[REQUIREMENTS]
In the material below, please retype the lines from the very first through the one with "товаров (создание) *</div>", exactly and without pictures.

[GIVEN DATA]
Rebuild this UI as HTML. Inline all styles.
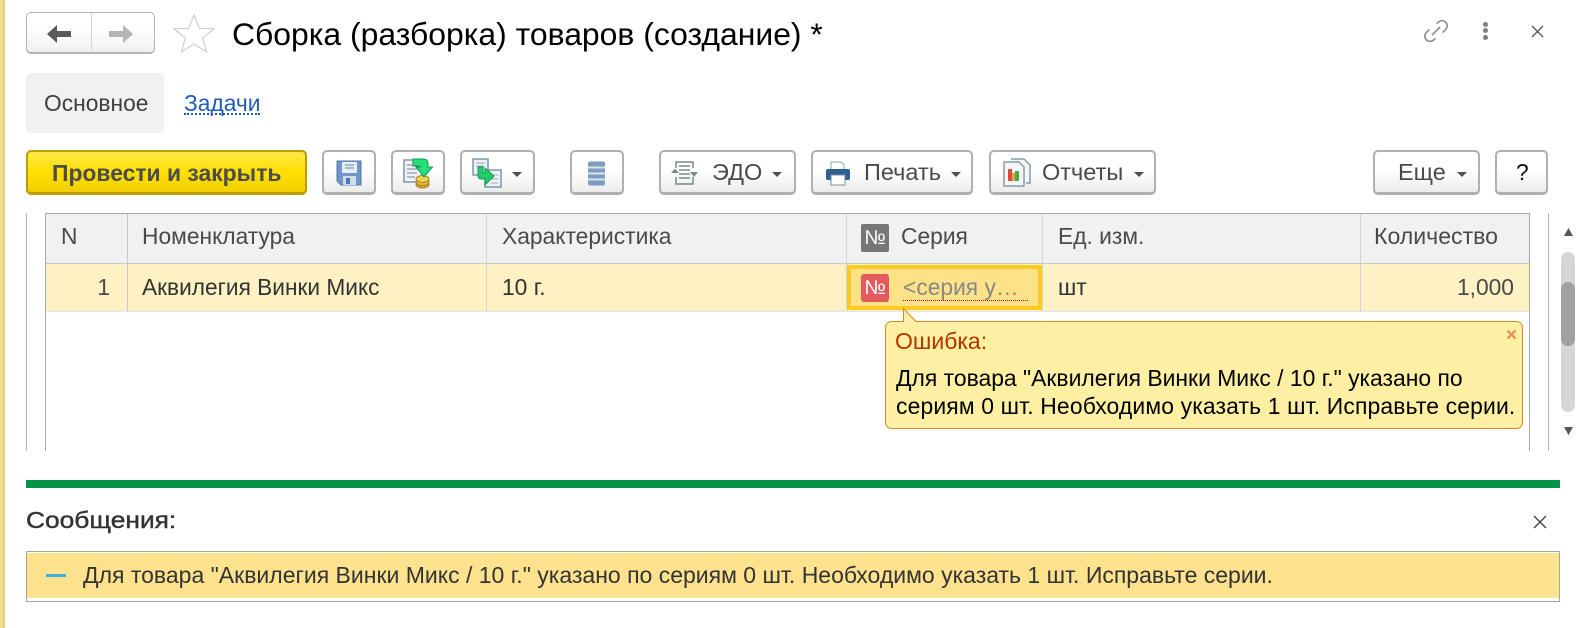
<!DOCTYPE html>
<html lang="ru"><head><meta charset="utf-8"><title>Сборка</title>
<style>
html,body{margin:0;padding:0;background:#fff}
#p{position:relative;width:1583px;height:628px;overflow:hidden;background:#fff;font-family:"Liberation Sans",sans-serif;color:#4a4a4a}
#p div,#p svg,#p span.a{position:absolute}
.t{white-space:nowrap;font-size:22.8px;line-height:26px}
.b{box-sizing:border-box;height:45px;top:150px;border:2px solid #b0b0b0;border-bottom-width:3px;border-radius:5px;background:linear-gradient(#fff 45%,#ececec)}
.c{top:177px;width:0;height:0;border:5px solid transparent;border-top:5px solid #505050;border-bottom:0}
.v{background:#d4d4d4;width:1px}
.bb{background:#c8c8c8;height:1px}
</style></head><body><div id="p">
<div style="left:0;top:0;width:5px;height:628px;background:#efdc8c;border-right:0"></div>
<div style="left:3px;top:0;width:2px;height:628px;background:#e4cf74"></div>

<div style="left:26px;top:12px;width:129px;height:42px;box-sizing:border-box;border:1px solid #b4b4b4;border-bottom-width:2px;border-radius:5px;background:linear-gradient(#fff 40%,#f0f0f0)"></div>
<div style="left:91px;top:13px;width:1px;height:40px;background:#d4d4d4"></div>
<svg style="left:46px;top:24px" width="26" height="20" viewBox="0 0 26 20"><path d="M1 10 11 1V7H25V13H11V19Z" fill="#595959"/></svg>
<svg style="left:108px;top:24px" width="26" height="20" viewBox="0 0 26 20"><path d="M25 10 15 1V7H1V13H15V19Z" fill="#b4b4b4"/></svg>
<svg style="left:172px;top:13px" width="44" height="41" viewBox="0 0 44 41"><path d="M22 2 27.5 15.500 42 15.800 30.700 25 34.700 39 22 31 9.300 39 13.300 25 2 15.800 16.500 15.500Z" fill="#fff" stroke="#c4c8cc" stroke-width="1"/></svg>
<div class="t" style="left:232px;top:16px;font-size:31.9px;line-height:36px;color:#000">Сборка (разборка) товаров (создание) *</div>

<svg style="left:1423px;top:18px" width="26" height="26" viewBox="0 0 25 25" fill="none" stroke="#8a8a8a" stroke-width="1.500"><path d="M13 5.500 15 3.700A5 5 0 0 1 22 10.800L19 14M12 19.500 10 21.300A5 5 0 0 1 3 14.200L6 11M8.500 16.500 16.500 8.500"/></svg>
<div style="left:1483px;top:22px;width:5px;height:5px;border-radius:50%;background:#808080"></div>
<div style="left:1483px;top:28px;width:5px;height:5px;border-radius:50%;background:#808080"></div>
<div style="left:1483px;top:35px;width:5px;height:5px;border-radius:50%;background:#808080"></div>
<svg style="left:1531px;top:25px" width="13" height="13" viewBox="0 0 13 13"><path d="M1 1 12 12M12 1 1 12" stroke="#555" stroke-width="1.300"/></svg>

<div style="left:26px;top:73px;width:138px;height:60px;background:#f1f1f1;border-radius:5px"></div>
<div class="t" style="left:44px;top:90px;color:#3f3f3f">Основное</div>
<div class="t" style="left:184px;top:90px;color:#1f5cb8">Задачи</div>
<div style="left:184px;top:113px;width:76px;height:0;border-top:2px dotted #1f5cb8"></div>

<div style="left:26px;top:150px;width:281px;height:45px;box-sizing:border-box;border:2px solid #b9a000;border-bottom-width:3px;border-radius:5px;background:linear-gradient(#ffe84a,#ffe000 50%,#f0d000)"></div>
<div class="t" style="left:52px;top:160px;font-weight:bold;color:#4c4c4c;font-size:22.9px">Провести и закрыть</div>

<div class="b" style="left:322px;width:54px"></div>
<svg style="left:336px;top:160px" width="26" height="26" viewBox="0 0 26 26"><path d="M1 1H25V25H5L1 21Z" fill="#6f96c8" stroke="#4c78ae"/><rect x="6" y="2" width="15" height="11" fill="#e8eef6"/><path d="M9 5H18M9 8H18" stroke="#8aa5c8" stroke-width="1.500"/><rect x="7" y="16" width="13" height="9" fill="#cfdcec"/><rect x="10" y="18" width="4" height="6" fill="#4c78ae"/></svg>

<div class="b" style="left:391px;width:54px"></div>
<svg style="left:403px;top:157px" width="32" height="32" viewBox="0 0 32 32"><rect x="1" y="3" width="18" height="22" fill="#eef2f6" stroke="#7f95ad" stroke-width="1.500"/><path d="M4 8H16M4 12H16M4 16H14M4 20H12" stroke="#9aa9ba" stroke-width="1.500"/><ellipse cx="19.500" cy="27.500" rx="6.500" ry="3.500" fill="#d9a92a" stroke="#a8801a"/><ellipse cx="19.500" cy="25" rx="6.500" ry="3.500" fill="#e8c040" stroke="#a8801a"/><ellipse cx="19.500" cy="22" rx="6.500" ry="3.500" fill="#f0d050" stroke="#a8801a"/><path d="M10 2H20Q25 2 25 7V10H29.500L21 20 13 10H17V9H10Z" fill="#22e07a" stroke="#129a50"/></svg>

<div class="b" style="left:460px;width:75px"></div>
<svg style="left:472px;top:158px" width="30" height="30" viewBox="0 0 30 30"><rect x="1" y="1" width="15" height="16" fill="#eef2f6" stroke="#7f95ad" stroke-width="1.500"/><rect x="13" y="12" width="16" height="17" fill="#eef2f6" stroke="#7f95ad" stroke-width="1.500"/><path d="M4 5H13M4 8H12M19 17H26M19 21H26M19 25H26" stroke="#9aa9ba"/><path d="M6 9H11V15H13V10L22 18 13 27V21H9Q6 21 6 17Z" fill="#22cc6e" stroke="#129a50"/></svg>
<div class="c" style="left:512px;top:172px"></div>

<div class="b" style="left:570px;width:54px"></div>
<svg style="left:587px;top:161px" width="20" height="25" viewBox="0 0 20 25"><rect x="1" y="0.500" width="17" height="24" rx="2" fill="#7c9dbd"/><path d="M1 6.500H18M1 12.500H18M1 18.500H18" stroke="#d8e2ec" stroke-width="2"/></svg>

<div class="b" style="left:659px;width:137px"></div>
<svg style="left:671px;top:159px" width="28" height="28" viewBox="0 0 28 28" fill="none" stroke="#7a8a8a" stroke-width="1.500"><path d="M5 9V3H22V9M5 18V25H22V18"/><path d="M8 7H19M8 11H19M8 15H19M8 19H19" stroke-width="1.600"/><path d="M0 14 4 9.500 8 14Z M19 13 23 18 27 13Z" fill="#7a8a8a" stroke="none"/></svg>
<div class="t" style="left:712px;top:159px;font-size:23.5px">ЭДО</div>
<div class="c" style="left:772px;top:172px"></div>

<div class="b" style="left:811px;width:162px"></div>
<svg style="left:825px;top:160px" width="26" height="26" viewBox="0 0 26 26"><path d="M6 2H16L19 5V10H6Z" fill="#fff" stroke="#8aa"/><rect x="1" y="9" width="24" height="11" rx="2" fill="#2f5f8f"/><rect x="6" y="15" width="14" height="10" fill="#fff" stroke="#7a8a9a"/></svg>
<div class="t" style="left:864px;top:159px;font-size:23.5px">Печать</div>
<div class="c" style="left:951px;top:172px"></div>

<div class="b" style="left:989px;width:167px"></div>
<svg style="left:1002px;top:158px" width="30" height="30" viewBox="0 0 30 30"><path d="M9 1H22L28 7V25H24" fill="#f4f6f8" stroke="#8a9aa6" stroke-width="1.500"/><path d="M2 4H17L22 9V28H2Z" fill="#f4f6f8" stroke="#8a9aa6" stroke-width="1.500"/><rect x="6" y="11" width="4" height="12" fill="#e04a3a"/><rect x="10" y="15" width="3" height="8" fill="#e8a040"/><rect x="13" y="13" width="4" height="10" fill="#4aaa4a"/></svg>
<div class="t" style="left:1042px;top:159px;font-size:23.5px">Отчеты</div>
<div class="c" style="left:1134px;top:172px"></div>

<div class="b" style="left:1373px;width:107px"></div>
<div class="t" style="left:1398px;top:159px;font-size:23.5px">Еще</div>
<div class="c" style="left:1457px;top:172px"></div>
<div class="b" style="left:1495px;width:53px"></div>
<div class="t" style="left:1516px;top:159px;color:#111">?</div>

<!-- table -->
<div style="left:26px;top:213px;width:1px;height:238px;background:#b4b4b4"></div>
<div style="left:1548px;top:213px;width:1px;height:238px;background:#b4b4b4"></div>
<div style="left:45px;top:213px;width:1px;height:238px;background:#a8a8a8"></div>
<div style="left:1529px;top:213px;width:1px;height:238px;background:#a8a8a8"></div>
<div style="left:45px;top:213px;width:1485px;height:1px;background:#a8a8a8"></div>
<div style="left:46px;top:214px;width:1483px;height:49px;background:#f1f1f1"></div>
<div class="bb" style="left:46px;top:263px;width:1483px"></div>
<div style="left:46px;top:264px;width:1483px;height:47px;background:#fef1c4"></div>
<div class="bb" style="left:46px;top:311px;width:1483px;background:#e4e4e4"></div>
<div class="v" style="left:127px;top:214px;height:97px;background:#c8c8c8"></div>
<div class="v" style="left:486px;top:214px;height:97px"></div>
<div class="v" style="left:846px;top:214px;height:97px"></div>
<div class="v" style="left:1042px;top:214px;height:97px"></div>
<div class="v" style="left:1360px;top:214px;height:97px"></div>

<div class="t" style="left:61px;top:223px">N</div>
<div class="t" style="left:142px;top:223px">Номенклатура</div>
<div class="t" style="left:502px;top:223px">Характеристика</div>
<div style="left:861px;top:224px;width:28px;height:28px;border-radius:2px;background:#777"></div>
<div class="t" style="left:861px;top:225px;width:28px;text-align:center;color:#fff;font-size:20px">№</div>
<div class="t" style="left:901px;top:223px">Серия</div>
<div class="t" style="left:1058px;top:223px">Ед. изм.</div>
<div class="t" style="left:1374px;top:223px;font-size:23.1px">Количество</div>

<div class="t" style="left:60px;top:274px;width:50px;text-align:right">1</div>
<div class="t" style="left:142px;top:274px;color:#333;font-size:22.7px">Аквилегия Винки Микс</div>
<div class="t" style="left:502px;top:274px;color:#333">10 г.</div>
<div class="t" style="left:1058px;top:274px;color:#333">шт</div>
<div class="t" style="left:1400px;top:274px;width:114px;text-align:right">1,000</div>

<div style="left:847px;top:265px;width:195px;height:45px;box-sizing:border-box;border:4px solid #fdcb22;background:#fee288"></div>
<div style="left:861px;top:274px;width:28px;height:28px;border-radius:3px;background:#e45a5e"></div>
<div class="t" style="left:861px;top:275px;width:28px;text-align:center;color:#fff;font-size:20px">№</div>
<div class="t" style="left:903px;top:274px;color:#888">&lt;серия у…</div>
<div style="left:903px;top:300px;width:125px;height:0;border-top:1px dotted #c00000"></div>

<svg style="left:880px;top:305px" width="650" height="130" viewBox="0 0 650 130"><path d="M12 16.500H23.500V3.500L36 16.500H636.500a6 6 0 0 1 6 6V117.500a6 6 0 0 1-6 6H11.500a6 6 0 0 1-6-6V22.500a6 6 0 0 1 6-6Z" fill="#fdf0a2" stroke="#d08c22" stroke-width="1"/></svg>
<div class="t" style="left:895px;top:328px;color:#b23400;font-size:23px">Ошибка:</div>
<div class="t" style="left:896px;top:364px;color:#000;line-height:28px;font-size:22.9px">Для товара "Аквилегия Винки Микс / 10 г." указано по<br><span style="letter-spacing:.15px">сериям 0 шт. Необходимо указать 1 шт. Исправьте серии.</span></div>
<svg style="left:1506px;top:329px" width="11" height="11" viewBox="0 0 11 11"><path d="M1.500 1.500 9.500 9.500M9.500 1.500 1.500 9.500" stroke="#e09050" stroke-width="2.200"/></svg>

<!-- scrollbar -->
<svg style="left:1563px;top:227px" width="11" height="10" viewBox="0 0 11 10"><path d="M5.500 1 10 9H1Z" fill="#555"/></svg>
<svg style="left:1563px;top:426px" width="11" height="10" viewBox="0 0 11 10"><path d="M5.500 9 10 1H1Z" fill="#555"/></svg>
<div style="left:1561px;top:252px;width:14px;height:160px;border-radius:7px;background:#d6d6d6"></div>
<div style="left:1561px;top:282px;width:14px;height:64px;border-radius:7px;background:#a0a0a0"></div>

<!-- messages -->
<div style="left:26px;top:480px;width:1534px;height:8px;background:#009646"></div>
<div class="t" style="left:26px;top:507px;color:#333;-webkit-text-stroke:.4px #333;font-size:23px;transform:scaleX(1.145);transform-origin:0 0">Сообщения:</div>
<svg style="left:1533px;top:515px" width="14" height="14" viewBox="0 0 14 14"><path d="M1 1 13 13M13 1 1 13" stroke="#444" stroke-width="1.400"/></svg>
<div style="left:26px;top:551px;width:1534px;height:51px;box-sizing:border-box;border:1px solid #a4a4a4;border-width:1px;background:#fff"></div>
<div style="left:27px;top:553px;width:1532px;height:45px;background:#fee28e"></div>
<div style="left:46px;top:574px;width:20px;height:3px;background:#3fb0dc"></div>
<div class="t" style="left:83px;top:562px;color:#333;font-size:23px">Для товара "Аквилегия Винки Микс / 10 г." указано по сериям 0 шт. Необходимо указать 1 шт. Исправьте серии.</div>
</div></body></html>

[WRITTEN ANSWER]
Rebuild this UI as HTML. Inline all styles.
<!DOCTYPE html>
<html lang="ru"><head><meta charset="utf-8"><title>Сборка</title>
<style>
html,body{margin:0;padding:0;background:#fff}
#p{position:relative;width:1583px;height:628px;overflow:hidden;background:#fff;font-family:"Liberation Sans",sans-serif;color:#4a4a4a}
#p div,#p svg,#p span.a{position:absolute}
.t{white-space:nowrap;font-size:22.8px;line-height:26px}
.b{box-sizing:border-box;height:45px;top:150px;border:2px solid #b0b0b0;border-bottom-width:3px;border-radius:5px;background:linear-gradient(#fff 45%,#ececec)}
.c{top:177px;width:0;height:0;border:5px solid transparent;border-top:5px solid #505050;border-bottom:0}
.v{background:#d4d4d4;width:1px}
.bb{background:#c8c8c8;height:1px}
</style></head><body><div id="p">
<div style="left:0;top:0;width:5px;height:628px;background:#efdc8c;border-right:0"></div>
<div style="left:3px;top:0;width:2px;height:628px;background:#e4cf74"></div>

<div style="left:26px;top:12px;width:129px;height:42px;box-sizing:border-box;border:1px solid #b4b4b4;border-bottom-width:2px;border-radius:5px;background:linear-gradient(#fff 40%,#f0f0f0)"></div>
<div style="left:91px;top:13px;width:1px;height:40px;background:#d4d4d4"></div>
<svg style="left:46px;top:24px" width="26" height="20" viewBox="0 0 26 20"><path d="M1 10 11 1V7H25V13H11V19Z" fill="#595959"/></svg>
<svg style="left:108px;top:24px" width="26" height="20" viewBox="0 0 26 20"><path d="M25 10 15 1V7H1V13H15V19Z" fill="#b4b4b4"/></svg>
<svg style="left:172px;top:13px" width="44" height="41" viewBox="0 0 44 41"><path d="M22 2 27.5 15.500 42 15.800 30.700 25 34.700 39 22 31 9.300 39 13.300 25 2 15.800 16.500 15.500Z" fill="#fff" stroke="#c4c8cc" stroke-width="1"/></svg>
<div class="t" style="left:232px;top:16px;font-size:31.9px;line-height:36px;color:#000">Сборка (разборка) товаров (создание) *</div>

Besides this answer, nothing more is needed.